Henry Shamala v Republic [2019] KEHC 4600 (KLR) | Sexual Offences | Esheria

Henry Shamala v Republic [2019] KEHC 4600 (KLR)

Full Case Text

REPUBLIC OF KENYA

IN THE HIGH COURT OF KENYA

AT KAKAMEGA

CRIMINAL APPEAL NO. 21 OF 2018

HENRY SHAMALA........................................APPELLANT

VERSUS

REPUBLIC....................................................RESPONDENT

(Being an appeal from the judgment, conviction and sentence of Hon. M. I. Moranga– SRM

delivered on 26th June, 2011 in the Chief Magistrate’s Court at Kakamega

in Criminal Case No. 2119 of 2009, Republic vs Henry Shamalla)

JUDGMENT

1. The appellant has appealed against his conviction and sentence of life imprisonment in respect of the offence of incest contrary to section 20 (1) Sexual Offences Act No. 3 of 2006.
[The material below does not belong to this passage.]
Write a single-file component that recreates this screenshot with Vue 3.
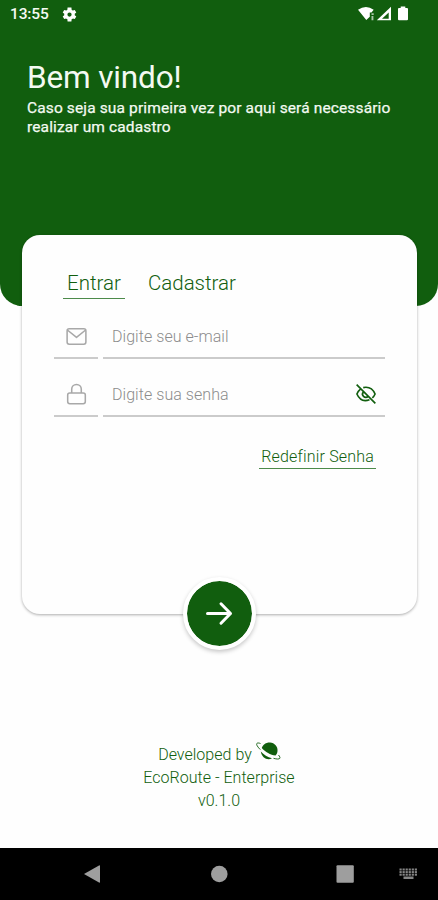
<template>
  <div class="screen">
    <header class="hero">
      <div class="status-bar">
        <span class="clock">13:55</span>
        <svg class="gear" viewBox="0 0 24 24">
          <path
            fill-rule="evenodd"
            d="M19.4 13a7.5 7.5 0 0 0 0-2l2.2-1.7-2.2-3.8-2.6 1a7.5 7.5 0 0 0-1.7-1L14.7 2H9.3l-.4 3.5a7.5 7.5 0 0 0-1.7 1l-2.6-1-2.2 3.8L4.6 11a7.5 7.5 0 0 0 0 2l-2.2 1.7 2.2 3.8 2.6-1a7.5 7.5 0 0 0 1.7 1l.4 3.5h5.4l.4-3.5a7.5 7.5 0 0 0 1.7-1l2.6 1 2.2-3.8zM12 15a3 3 0 1 1 0-6 3 3 0 0 1 0 6z"
          />
        </svg>
        <svg class="signals" viewBox="0 0 52 16">
          <path d="M1 3.8Q9-2 16.7 3.8L14.5 6.5h-1.7v4.2L9.3 14z" />
          <path d="M14.5 7.3h2.2V9h-2.2zM14.5 10h1.9v4.2h-1.9z" opacity=".65" />
          <path fill-rule="evenodd" d="M34 .8v13.5H19.8zM31.7 6.5L25 12.7h6.7z" />
          <path d="M43.7.6h4.6v1.500h1.700q1 0 1 1v10.200q0 1-1 1h-8q-1 0-1-1V3.100q0-1 1-1h1.700z" />
        </svg>
      </div>
      <h1>Bem vindo!</h1>
      <p>Caso seja sua primeira vez por aqui será necessário<br />realizar um cadastro</p>
    </header>

    <main class="card">
      <nav class="tabs">
        <a
          v-for="tab in tabs"
          :key="tab"
          class="tab"
          :class="{ active: tab === current }"
          @click="current = tab"
        >{{ tab }}</a>
      </nav>

      <div class="field">
        <span class="field-icon">
          <svg viewBox="0 0 24 24">
            <rect x="2.2" y="4" width="19.6" height="16" rx="2.2" />
            <path d="M2.8 5.5L12 13l9.2-7.5" />
          </svg>
        </span>
        <div class="field-input">
          <input v-model="email" type="email" placeholder="Digite seu e-mail" />
        </div>
      </div>

      <div class="field">
        <span class="field-icon">
          <svg viewBox="0 0 24 24">
            <rect x="2.8" y="10.4" width="18.4" height="11.2" rx="2.2" />
            <path d="M7 10.4V6.5a5 5 0 0 1 10 0v3.9" />
          </svg>
        </span>
        <div class="field-input">
          <input
            v-model="password"
            :type="visible ? 'text' : 'password'"
            placeholder="Digite sua senha"
          />
          <svg class="eye" viewBox="0 0 24 24" @click="visible = !visible">
            <path d="M1.8 1.8l20.4 20.4M9 5a10.5 10.5 0 0 1 3-.4c4.300 0 7.800 2.400 9.900 7.400a11 11 0 0 1-3 4.200M15.800 18.300C10 20.300 4.800 18.300 2.100 12a11 11 0 0 1 3.600-5" />
            <path d="M9.3 9.6a3.4 3.4 0 0 0 5 5" />
          </svg>
        </div>
      </div>

      <a class="reset">Redefinir Senha</a>
    </main>

    <button class="submit" aria-label="Entrar">
      <svg viewBox="0 0 28 28">
        <path d="M2.5 14.500h23M16 4.800l9.500 9.700-9.500 9.700" />
      </svg>
    </button>

    <footer class="credits">
      <div class="developed">
        <span>Developed by</span>
        <svg class="planet" viewBox="0 0 26 20">
          <path d="M5.8 6C7 2.3 10.5.2 14 .5c4.600.4 8 4 7.500 8.500-.1 1.700-.8 3.300-2 4.600C14.500 13 9.300 10 5.800 6z" />
          <path d="M4.8 9.500c3 3.400 6.800 5.700 11.200 6.800-4.500 2.300-10.200-.2-11.200-6.800z" />
          <path class="ring" d="M4.500 1.500C1 .2-.3 1.500 1.300 4c.8 1.300 1.900 2.600 3 3.600" />
          <path class="ring" d="M17.500 16.300c5.400 1.500 8.500.8 5-3.300" />
        </svg>
      </div>
      <div class="company">EcoRoute - Enterprise</div>
      <div class="version">v0.1.0</div>
    </footer>

    <div class="android-nav">
      <svg viewBox="0 0 438 52">
        <path d="M84 26L99 17.500q1-.5 1 .6V34q0 1-1 .5z" />
        <circle cx="219.3" cy="26" r="8.3" />
        <rect x="336.5" y="17.300" width="17.3" height="17.5" rx="1" />
        <g class="keyboard">
          <rect
            v-for="key in keys"
            :key="key.id"
            :x="key.x"
            :y="key.y"
            width="2.2"
            height="2"
          />
          <rect x="403.5" y="28.5" width="10" height="2.5" />
        </g>
      </svg>
    </div>
  </div>
</template>

<script setup>
import { ref } from 'vue'

const tabs = ['Entrar', 'Cadastrar']
const current = ref('Entrar')
const email = ref('')
const password = ref('')
const visible = ref(false)

const keys = Array.from({ length: 18 }, (_, i) => ({
  id: i,
  x: 399.5 + (i % 6) * 3.05,
  y: 20.5 + Math.floor(i / 6) * 2.6,
}))
</script>

<style>
body { margin: 0; background: #fff; }
</style>

<style scoped>
.screen { width: 438px; height: 900px; display: flex; flex-direction: column; overflow: hidden; background: #fefefe; font-family: Roboto, "Liberation Sans", sans-serif; color: #115e0e; }
.hero { box-sizing: border-box; flex: none; height: 306px; background: #115e0e; border-radius: 0 0 22px 22px; color: #f4faf2; }

.status-bar { display: flex; align-items: center; height: 28px; padding: 0 29px 0 10px; }
.clock { font-size: 15.5px; font-weight: 500; line-height: 30px; letter-spacing: -0.15px; }
.gear { width: 17px; height: 17px; margin-left: 12px; fill: #fff; }
.signals { width: 52px; height: 16px; margin-left: auto; fill: #fff; }

h1 { margin: 31px 0 0 27px; font-size: 31.5px; font-weight: 400; line-height: 38px; letter-spacing: -0.15px; }
p { margin: 2px 0 0 27px; font-size: 15.5px; font-weight: 400; line-height: 19px; letter-spacing: 0.13px; -webkit-text-stroke: 0.25px #f4faf2; white-space: nowrap; }

.card { box-sizing: border-box; flex: none; width: 395px; height: 379px; margin: -71.5px 0 0 22px; padding: 33.5px 32px 0; display: flex; flex-direction: column; background: #fefefe; border-radius: 18px; box-shadow: 0 1px 3px rgba(0, 0, 0, 0.32); }
.tabs { display: flex; gap: 19px; padding-left: 9px; }
.tab { padding: 0 4px; height: 30px; border-bottom: 1.5px solid transparent; font-size: 20.5px; font-weight: 300; line-height: 30px; }
.tab.active { border-bottom-color: #4c8a4a; }

.field { display: flex; gap: 5px; height: 58px; }
.tabs + .field { margin-top: 2px; }
.field-icon, .field-input { box-sizing: border-box; display: flex; align-items: center; border-bottom: 2px solid #cbcbcb; }
.field-icon { width: 44px; justify-content: center; padding-top: 14px; }
.field-icon svg { width: 23px; height: 23px; fill: none; stroke: #a8a8a8; stroke-width: 1.6; stroke-linejoin: round; }
.field-input { flex: 1; min-width: 0; padding: 14px 8px 0 9px; }
input { flex: 1; min-width: 0; padding: 0; border: 0; outline: 0; background: none; font-family: inherit; font-size: 16px; font-weight: 300; letter-spacing: 0.05px; color: #115e0e; }
input::placeholder { color: #8c8c8c; opacity: 1; }
.eye { width: 22px; height: 22px; fill: none; stroke: #115e0e; stroke-width: 1.8; }

.reset { align-self: flex-end; margin: 28px 9px 0 0; padding: 0 2px; height: 23px; border-bottom: 1.5px solid #4c8a4a; font-size: 16px; font-weight: 300; line-height: 23px; letter-spacing: 0.18px; }

.submit { box-sizing: content-box; flex: none; align-self: center; display: flex; align-items: center; justify-content: center; width: 65px; height: 65px; margin-top: -37px; padding: 0; border: 4px solid #fff; border-radius: 50%; background: #115e0e; background-clip: padding-box; box-shadow: 0 2px 4px rgba(0, 0, 0, 0.22); }
.submit svg { width: 28px; height: 28px; fill: none; stroke: #fff; stroke-width: 3; stroke-linecap: round; stroke-linejoin: round; }

.credits { flex: 1; display: flex; flex-direction: column; align-items: center; padding-top: 93px; font-size: 16px; font-weight: 300; line-height: 23px; letter-spacing: 0.02px; }
.developed { display: flex; gap: 4px; height: 23px; padding-left: 2px; }
.planet { width: 26px; height: 20px; margin-top: -1px; fill: #115e0e; }
.planet .ring { fill: none; stroke: #115e0e; stroke-width: 0.9; }

.android-nav { flex: none; height: 52px; background: #000; }
.android-nav svg { display: block; width: 438px; height: 52px; fill: #9e9e9e; }
.keyboard { fill: #858585; }
</style>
2.  The state has supported both the conviction and sentence.

3.  In this court the appellant has raised 2 grounds of appeal in his petition.

4.  In ground one (1) he has faulted the trial court in failing to find that there was along existing family grudge between the family of the appellant and that of the complainant.  In this regard, the sworn evidence of the appellant was that he had no grudge against the parents of the complainant (PW1).  The mother of the complainant namely CN (the initials of her name) testified that on 4th January, 2009 at around 2. 00 p.m. she was at her home.  While there RM (PW2) who was her sister in law, went to the house of PW3.  RM (PW2) handed to her a sugar cane which the victim had given to her.  It was also the evidence of PW3 that her daughter (PW1) was born on 17th December, 1999, a matter in respect of which she produced a baptismal card as exhibit 7.  The complainant was taken for medical examination.  She was examined by Kennedy Njaya (PW5).  Upon examination he found laceration in the minor labia and majora labia.  He also found spermatozoa in the complainant’s vagina.  Finally he found her hymen to be partially perforated.

5.  Furthermore, PW3 testified that she did not have any differences with the appellant.  She also testified that the appellant is her brother in law.

6.  The issue of existence of a grudge was only brought up by Monicah Shamalla (DW2), who is the wife of the appellant.  It was the evidence of DW2 that the complainant was mentally disturbed (mad) a matter in respect of which she was treated traditionally and in the hospital.  DW3, Aggrey Lulykha Noahali testified that there was a land dispute between their family and that of complainant.

7.  It’s clear from the defence evidence that the evidence of the appellant materially contradicted that of his wife and brother in respect of the grudge between their family and that of the complainant.

8.  The trial court heard and saw the prosecution and defence witnesses testify.  After observing their demeanor it believed the evidence of prosecution witnesses.  It found the defence evidence to be incredible.

9.  This is a first appeal.  As a first appeal court, I have independently re-assessed the entire evidence.  As a result, I find that the conviction of the appellant was based on sound evidence.  I therefore dismiss his appeal against conviction.

10.  As regard sentence, the trial court wrongly found it has no discretion other than to impose a life imprisonment.  In view of the Supreme Court decision in Francis Muruatetu & Another (2017) eKLR the court had a discretion to impose any other suitable sentence.  I am therefore entitled to interfere with the discretion of the trial court in that regard.

11.  After considering the aggravating and mitigating factors, I find that the proper sentence is one of twenty (20) years imprisonment, which the appellant now has to serve.

Judgment signed, dated and delivered in open court at Kakamega this 5th day of September, 2019.

In the presence of the appellant and Ms. Rotich for the State.